Fortunately for Sviokla, he woke up on the roof one night and had his moment of clarity:
“Something flipped in my brain. I was not forgiving myself or denying to myself that I was an addict. But I wasn’t this kind of addict…A flash of insight or a spiritual awakening? I’m not sure which it was, but it started me on the road back. Although I tend to believe it was my higher power, I leave that to those who are more spiritually certain.”
But there was no miracle. To stop drinking is just the first step. Rebuilding the trust and affection that has eroded from one’s family life remains. The real insight was knowing that the “one day at a time” mantra for recovering addicts became very useful.
“I started a new ritual in our marriage,” he wrote. “Every day, I would make a point to walk up to her and kiss her. It wasn’t about the affection. It was usually a quick kiss on her cheek or neck, but what I really wanted was for her to smell me.”
Sviokla honestly says that his wife was not thrilled with the new routine but he said nothing – just kept at it – with no preamble of promises and proclamations.
“The kiss was proof I was telling the truth,” he said.

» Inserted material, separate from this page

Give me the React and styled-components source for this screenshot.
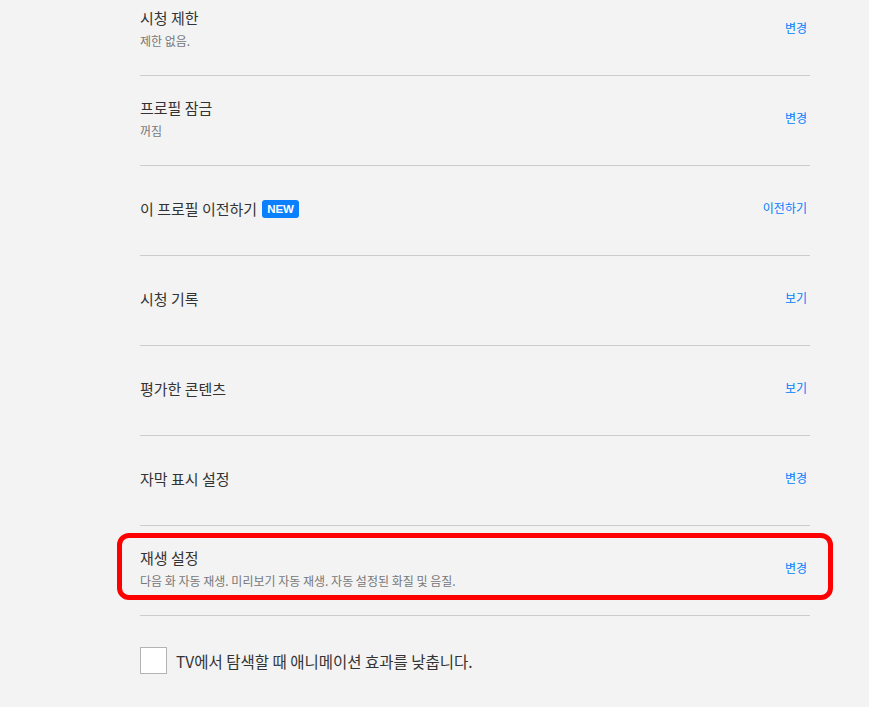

Sobriety allowed him to take a job he didn’t like but he did it anyway and before he was tempted to drink his way out of the job, they promoted him. But then they let him go when his past addiction and blacklisting voided the clinic’s eligibility for Medicare payments and he was unemployed again. He was facing criminal proceedings and there was no guarantee he could get his license back. Fortunately, although getting controlled substances fraudulently is still a crime, the records showed that Sviokla’s biggest crime was against himself. His incredibly large dosages convinced the DA that he had to be selling drugs but the judge believed there was no testimony from any of the people deposed about the matter and gave him probation. The real frustration was getting his license back from people who didn’t care about him personally and some who apparently actively disliked him. Perhaps the Frasier Crane character rubbed some people the wrong way, but not everyone from Harvard deserves to be treated like an a******; a fact that apparently was lost to California bureaucrats.
Eventually, Sviokla realized that his own recovery was a self-administered treatment and what he learned could become a specialty, but it was his wife convincing him to contact Dr. David Lewis at Brown, who had been specializing in addiction medicine since he graduated from Harvard. He wasn’t an addict himself, but nobody’s perfect. He did see the value in having a doctor who was an addict treating addicts. Once the “street credentials” of a doctor are established, addicts are less inclined to lie to him. Almost uniquely qualified for the job.
“We’re the best liers in the world,” Sviokla said of addicts. “We are in a position to know that, and if something is not right with a patient, we know enough to revisit the [using of] drugs. We are more realistic about it and pick up on it earlier.”
Now Sviokla trains the same people who are aspiring to be doctors but are not always aware of their own vulnerability and teaches them to see the early signs of problems in themselves and their patients.
“I tell them, ‘Don’t fool yourself.’ Early interventions have the best chance of success.”